VERSO SUELTO

Michelines

Antes de la sana dieta severa del PP, el Ayuntamiento era un obeso norteamericano embrutecido por la comida basura

LUIS MIRANDA

TODAVÍA quedan países en los que tener bastantes kilos de más es una señal de prosperidad, una marca de prestigio social, una medalla ostentosa de que uno tiene para comprar mucha más comida de la que le cabe en el cuerpo y tiene que ampliarlo alrededor de la cintura meneando el bigote sin parar. En España también fue así en aquel tiempo donde apenas había algo que llevarse a la boca y el dinero se guardaba debajo del colchón, pero sus frutos se enseñaban en la barriga. Hace tiempo que la obsesión con la belleza y el aspecto exterior fijaron el dogma de que hay que estar en los huesos para gustar, y ahora el poderío de la cuenta corriente se demuestra presumiendo de platos hipocalóricos, dietas con alimentos exóticos que cuestan una pasta y tratamientos en balnearios exclusivos.

En la política, sin embargo, la gordura y el hábito de comer más de lo que se puede sólo por el vicio de no parar sí son lo corriente y lo que genera votos, sobre todo en la parte municipal, donde los alcaldes se ganaban sobre todo a la gente a base de obras en las calles y de proyectos con mucho relumbrón pero casi nunca bien justificados. De los años del ladrillo no le quedó a Córdoba ninguna fuente duradera de riqueza o de empleo, pero sí unas cuantas pérgolas, es decir, unos pocos edificios vacíos en los que se gastó un dineral, en realidad michelines de grasa que obligaban a abrir un poco más el cinturón y hasta a cambiar de pantalones, y que encima se entendían como deseables. Eran vistosos y a veces históricos, en sitios tan sensibles y a la vista de la gente, pero perfectamente inútiles para una Administración que no sabía qué hacer con ellos. La pérgola original amenazó ruina, el quiosco de la música es un monumento muy bonito al vacío y el que se llamó Salón Victoria en los años del rosismo tuvo que encontrar su sitio hace poco transformado en una estupenda mezcla entre mercado y lugar de copas.

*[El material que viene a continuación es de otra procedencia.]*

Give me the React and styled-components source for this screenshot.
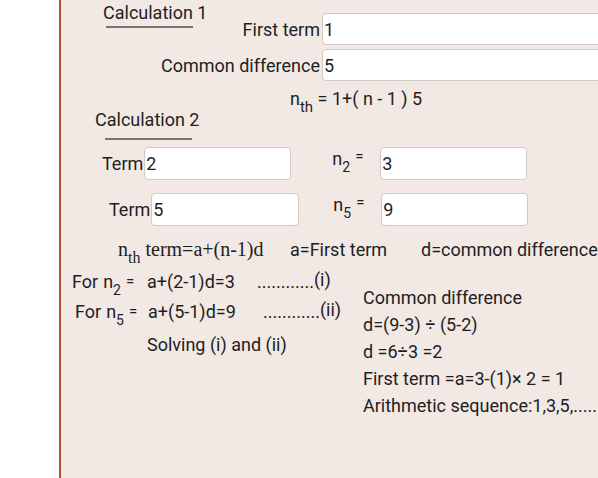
import React from 'react';
import styled, { createGlobalStyle } from 'styled-components';

const GlobalStyle = createGlobalStyle`
  html, body {
    margin: 0;
    background: #fff;
  }
  body {
    font-family: Roboto, "Liberation Sans", sans-serif;
  }
`;

const App = () => {
  return (
    <Page>
      <GlobalStyle />
      <Panel>
        <TopBlock>
          <HeadCol $top={2}>
            <Heading $indent={42}>Calculation 1</Heading>
            <Rule $gap={3} $indent={45} />
          </HeadCol>
          <FieldGrid>
            <Label>First term</Label>
            <Field $w={300} defaultValue="1" />
            <Label>Common difference</Label>
            <Field $w={300} defaultValue="5" />
          </FieldGrid>
        </TopBlock>

        <Line $indent={229} $top={7}>
          n<Sub $big>th</Sub> = 1+( n - 1 ) 5
        </Line>

        <Heading $indent={34}>Calculation 2</Heading>
        <Rule $gap={8} $indent={44} />

        <TermRow $indent={41} $top={7}>
          <span>Term</span>
          <Field $w={147} $h={33} defaultValue="2" />
          <NLabel $gap={41}>
            n<Sub>2</Sub>
            <SmallEq $lift={4}>=</SmallEq>
          </NLabel>
          <Field $w={147} $h={33} defaultValue="3" />
        </TermRow>

        <TermRow $indent={48} $top={13}>
          <span>Term</span>
          <Field $w={148} $h={33} defaultValue="5" />
          <NLabel $gap={34}>
            n<Sub>5</Sub>
            <SmallEq $lift={4}>=</SmallEq>
          </NLabel>
          <Field $w={147} $h={33} defaultValue="9" />
        </TermRow>

        <Line $indent={57} $top={13}>
          <Cell $w={172}>
            <Serif>
              n<SerifSub>th</SerifSub> term=a+(n-1)d
            </Serif>
          </Cell>
          <Cell $w={131}>a=First term</Cell>
          <Cell>d=common difference</Cell>
        </Line>

        <Bottom>
          <Steps>
            <StepRow $indent={11} $top={0}>
              <Cell $w={75}>
                For<NMark>n</NMark>
                <Sub>2</Sub>
                <SmallEq $lift={2}>=</SmallEq>
              </Cell>
              <Cell $w={110}>a+(2-1)d=3</Cell>
              <Dots>............</Dots>
              <Tag>(i)</Tag>
            </StepRow>
            <StepRow $indent={14} $top={9}>
              <Cell $w={73}>
                For<NMark>n</NMark>
                <Sub>5</Sub>
                <SmallEq $lift={2}>=</SmallEq>
              </Cell>
              <Cell $w={115}>a+(5-1)d=9</Cell>
              <Dots>............</Dots>
              <Tag>(ii)</Tag>
            </StepRow>
            <StepRow $indent={86} $top={14}>
              Solving (i) and (ii)
            </StepRow>
          </Steps>
          <Notes>
            <div>Common difference</div>
            <div>d=(9-3) ÷ (5-2)</div>
            <div>d =6÷3 =2</div>
            <div>First term =a=3-(1)× 2 = 1</div>
            <div>Arithmetic sequence:1,3,5,.....</div>
          </Notes>
        </Bottom>
      </Panel>
    </Page>
  );
};

export default App;

const Page = styled.div`
  display: flex;
  width: 598px;
  height: 478px;
  overflow: hidden;
`;

const Panel = styled.div`
  flex: 1;
  margin-left: 59px;
  border-left: 2px solid #b4522a;
  background-color: #f2e9e5;
  color: #1e1e1e;
  font-size: 18px;
  line-height: 21px;
  white-space: nowrap;
  overflow: hidden;
`;

const TopBlock = styled.div`
  display: flex;
`;

const HeadCol = styled.div`
  width: 100px;
  flex-shrink: 0;
  padding-top: ${(props) => props.$top}px;
`;

const Heading = styled.div`
  height: 21px;
  padding-left: ${(props) => props.$indent}px;
`;

const Rule = styled.div`
  width: 87px;
  height: 2px;
  margin: ${(props) => props.$gap}px 0 0 ${(props) => props.$indent}px;
  background-color: #7a7370;
`;

const FieldGrid = styled.div`
  display: grid;
  grid-template-columns: auto 300px;
  column-gap: 1px;
  row-gap: 4px;
  align-items: center;
  margin-top: 13px;
  flex-shrink: 0;
`;

const Label = styled.label`
  text-align: right;
`;

const Field = styled.input`
  box-sizing: border-box;
  width: ${(props) => props.$w}px;
  height: ${(props) => props.$h || 32}px;
  margin: 0 0 0 1px;
  padding: 0 1px;
  border: 1px solid #cfcac8;
  border-radius: 4px;
  background-color: #fff;
  color: inherit;
  font: inherit;
  outline: none;
`;

const Line = styled.div`
  height: 21px;
  margin-top: ${(props) => props.$top}px;
  padding-left: ${(props) => props.$indent}px;
`;

const Sub = styled.span`
  font-size: ${(props) => (props.$big ? 15 : 14)}px;
  line-height: 0;
  vertical-align: -7px;
`;

const SmallEq = styled.span`
  margin-left: 5px;
  font-size: 15px;
  line-height: 0;
  vertical-align: ${(props) => props.$lift}px;
`;

const TermRow = styled.div`
  display: flex;
  align-items: center;
  height: 33px;
  margin-top: ${(props) => props.$top}px;
  padding-left: ${(props) => props.$indent}px;
`;

const NLabel = styled.span`
  width: 47px;
  margin: 0 0 10px ${(props) => props.$gap}px;
`;

const Cell = styled.span`
  display: inline-block;
  width: ${(props) => (props.$w ? props.$w + 'px' : 'auto')};
`;

const Serif = styled.span`
  font-family: "Liberation Serif", "DejaVu Serif", serif;
  font-size: 20px;
`;

const SerifSub = styled.span`
  font-size: 16px;
  line-height: 0;
  vertical-align: -7px;
`;

const Bottom = styled.div`
  display: flex;
  margin-top: 9px;
`;

const Steps = styled.div`
  width: 302px;
  flex-shrink: 0;
`;

const StepRow = styled.div`
  height: 21px;
  margin-top: ${(props) => props.$top}px;
  padding-left: ${(props) => props.$indent}px;
`;

const NMark = styled.span`
  margin-left: 5px;
`;

const Dots = styled.span`
  letter-spacing: 0;
`;

const Tag = styled.span`
  vertical-align: 2px;
`;

const Notes = styled.div`
  padding-top: 15px;
  line-height: 27px;
`;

Cuando Nieto se hizo con aquel bastón de mando que no le podía dar Rafael Gómez y vio los agujeros en las arcas, al PP no le quedó más remedio que poner al Ayuntamiento a régimen severo. La laica gente de Izquierda Unida decía a los proveedores que cobrarían cuando Dios quisiera, los intereses de los bancos habían alicatado de colesterol las arterias y opositaban al infarto, y todos los años se gastaba más y se ingresaba menos sin que a nadie le importara. Antes que un ser famélico con los pómulos marcados por las carencias, la municipalidad era uno de esos obesos norteamericanos, embrutecidos por la comida basura que mataba la angustia de las necesidades y condenados a un vecino futuro de enfermedades.

Por más que Tejada diera en uno de sus primeros plenos en la dura oposición unas recetas para seguir cogiendo chicha sin el menor remordimiento, había que aplicar una dieta, y la gestión de José María Bellido lo consiguió a costa de que los trabajadores municipales sacrificaran algo, y a veces más, de sus sueldos, pero sobre todo al dejar de gastar en obras que nadie pedía y en viajes hacia ninguna parte. Ahora que el Ayuntamiento tiene sus cuentas más limpias, hay que recordar cómo Álvaro Pombo decía que la austera Regla de San Benito, que impone la frugalidad, el trabajo y el silencio, es a su modo todo un estilo de vida de exquisita elegancia, y pienso en que estaría bien seguir perdiendo kilos, gastando poco en edificios raros, con plantillas más razonables pero pagando bien a los que ya están, antes que volver a la vieja época de reformas al capricho, recepciones todos los días y centros de visitantes con muchos ladrillos pero sin nada de provecho dentro.